We’ve come a long way in three months, apparently, since a successful and costly incident happened a couple of weeks back that seamlessly merged video and voice of multiple deepfakes in an online meeting meeting to trick a finance employee into transferring a large sum of money. This happened at the Hong Kong office of an unnamed multinational company, resulted in losses of US$25.6 million, and saw the scammers “convincingly replicat[ing] the appearances and voices of targeted individuals using publicly available video and audio footage.”

A couple of thoughts on the above:

  1. There is speculation in the comments section of the ArsTechnica article that the finance employee in Hong Kong was complicit. Yes, that’s possible, but voicing such speculations is fraught with danger, because irrespective of whether it proves to be true or false, such actions have smeared many an individual and resulted in some taking their own life out of a sense of public shaming. If the Hong Kong employee was duped, he or she should be supported, not shamed. It points to a significant area of weakness in organizational processes and systems that the multinational company will need to address, along with everyone else.

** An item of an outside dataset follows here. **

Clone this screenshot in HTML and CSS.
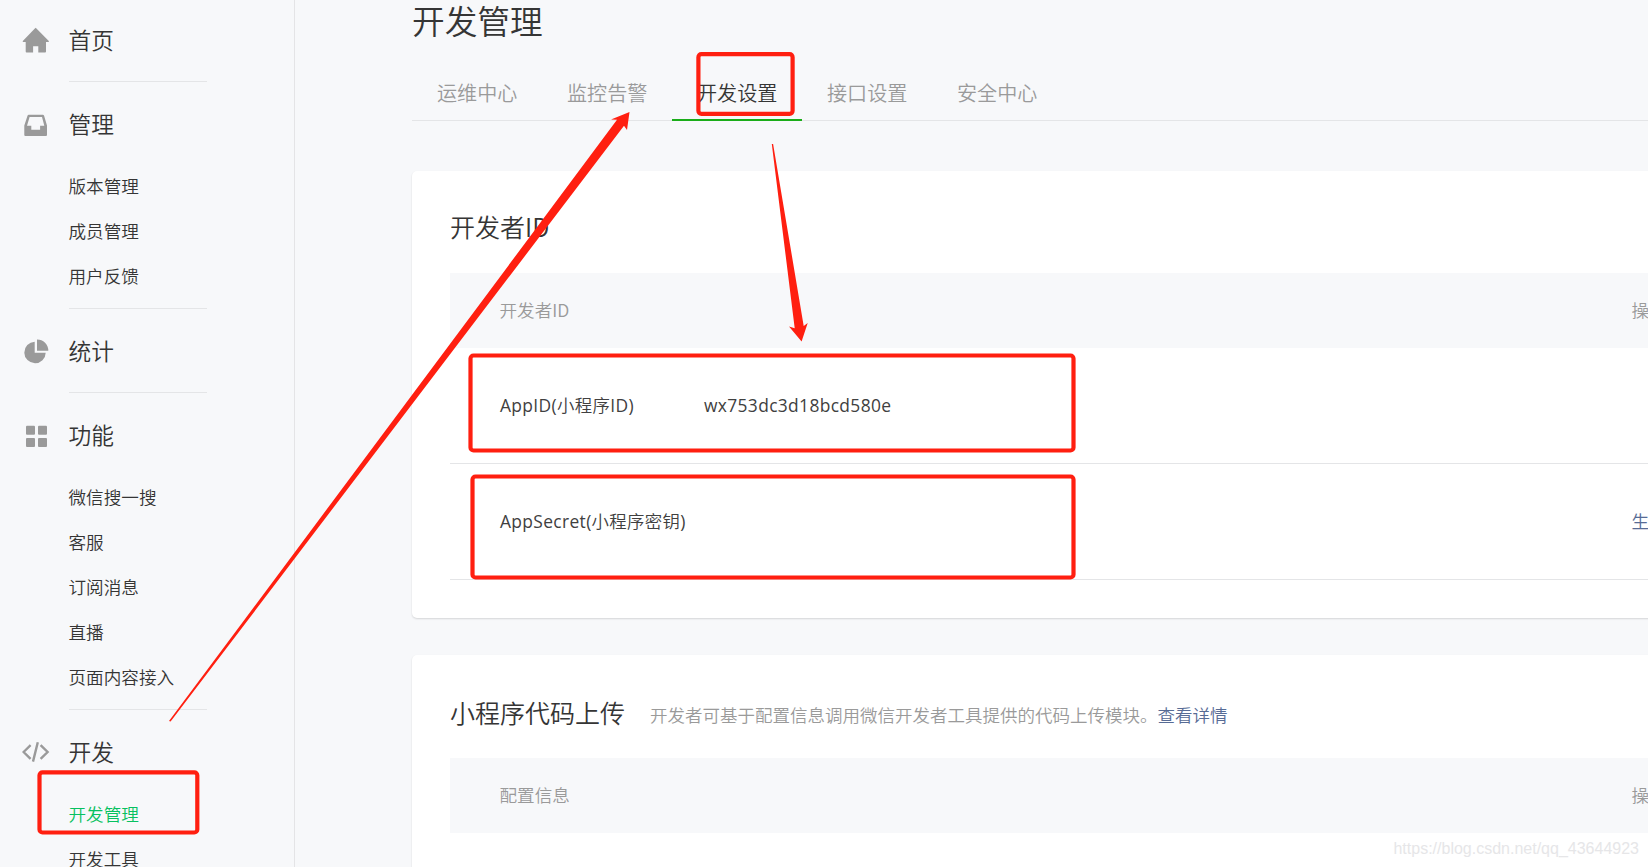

  2. Requests for secret transfers of money to new bank accounts should be an immediate red flag, irrespective of the person asking for this to happen. For any organization that doesn’t have a policy on this type of request, along a strong authorization process that applies in such cases, fraud and other types of questionable behavior will only continue to succeed.
  3. From a tech perspective, this highlights the need for using authorized apps only, enforcing strong identity security controls, and recording and archiving online meeting content for subsequent review.